Born in Beijing, China, in 1960, Ah Xian first came to Australia in early 1989, following the Tiananmen Square massacre. While gaining the freedoms of being an Australian resident, he suffered a sense of cultural loss. Over time he has embraced his Chinese cultural heritage, in particular the ancient Chinese decorative techniques of porcelain, lacquer and cloisonné enamel work.

The figure has been a key concern for Ah Xian throughout his thirty-year career in Australia, and he is best known for his numerous life-sized porcelain busts, often decorated with traditional Chinese motifs and techniques. This cloisonné work continues Ah Xian’s interest in the human form, but introduces a new medium to his oeuvre. Cloisonné originated in the Islamic world and was introduced to China during the thirteenth and fourteenth centuries, and today pieces created during the Ming dynasty are some of the most highly regarded examples of this technique in the world.

For nine months Ah Xian worked collaboratively with artisans at Jingdezhen in Jiangxi, a southern province of China and the ‘home’ of Chinese porcelain. Here he produced a series of nine busts, including Human human – cloisonné bust 3. Local artisans were commissioned by Ah Xian to paint traditional patterns and motifs onto three-dimensional human forms cast from family members and friends.

The bust is decorated in a traditional design known as ten thousand flowers, with the flamboyant peony taking centre stage, it expresses good wishes, as well as longevity. Peonies have long been appreciated in China as the ‘king of flowers’ and are generally known as symbols of wealth and nobility. While Human human – cloisonné bust 3 uses the style and technique of Imperial China, the realism of the portrait creates an incongruity in the pairing of a contemporary human form with a traditional surface design. Despite the beauty and opulence of the decoration, the work exudes an unease: with its closed eyes and expressionless visage, this sculpture feels more like posthumous portrait, a death mask.

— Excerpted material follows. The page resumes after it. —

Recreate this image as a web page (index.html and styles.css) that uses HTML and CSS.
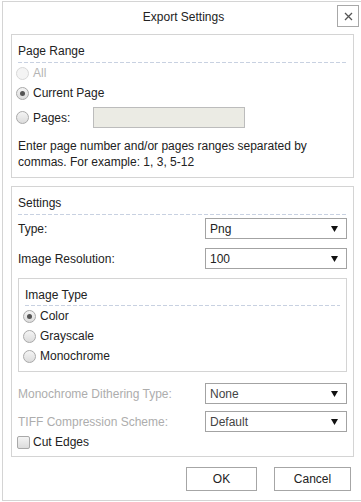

The extensive floral decoration is slightly cloying, an attempt to camouflage the truth by diverting the viewer with its beauty.

  • Bring Ah Xian into your classroom with this short video.
  • Look at Human human – cloisonné bust. What does this pattern remind you of?
  • Define what a portrait is with your class. Now looking at Human human – cloisonné bust 3 – is this a portrait or a sculpture – or is it both?
  • Human human – cloisonné bust 3 is part of a large series of busts. Look as some of the other busts online. How are they similar and different? What other motifs has he used on these busts?
  • Ah Xian has long been amazed by the shape of the human body and how it has been inspiration for many artists for thousands of years. Find other busts or human forms in AGSA’s collection and compare these to Human human – cloisonné bust 3. What do you notice that is similar about these works – what materials are they made from and when were they made?
  • Investigate the meanings for plants and flowers. Is there a particular meaning that piques your interest? Create a bouquet portrait of a selection of flowers and/or plants that you would give to a loved one. Your selection may be representative of that person or what you wish for them, such as happiness and good health.
  • Create a three-dimensional work of art that combines two elements, one which represents your past and which is symbolic of your present or goals for the future.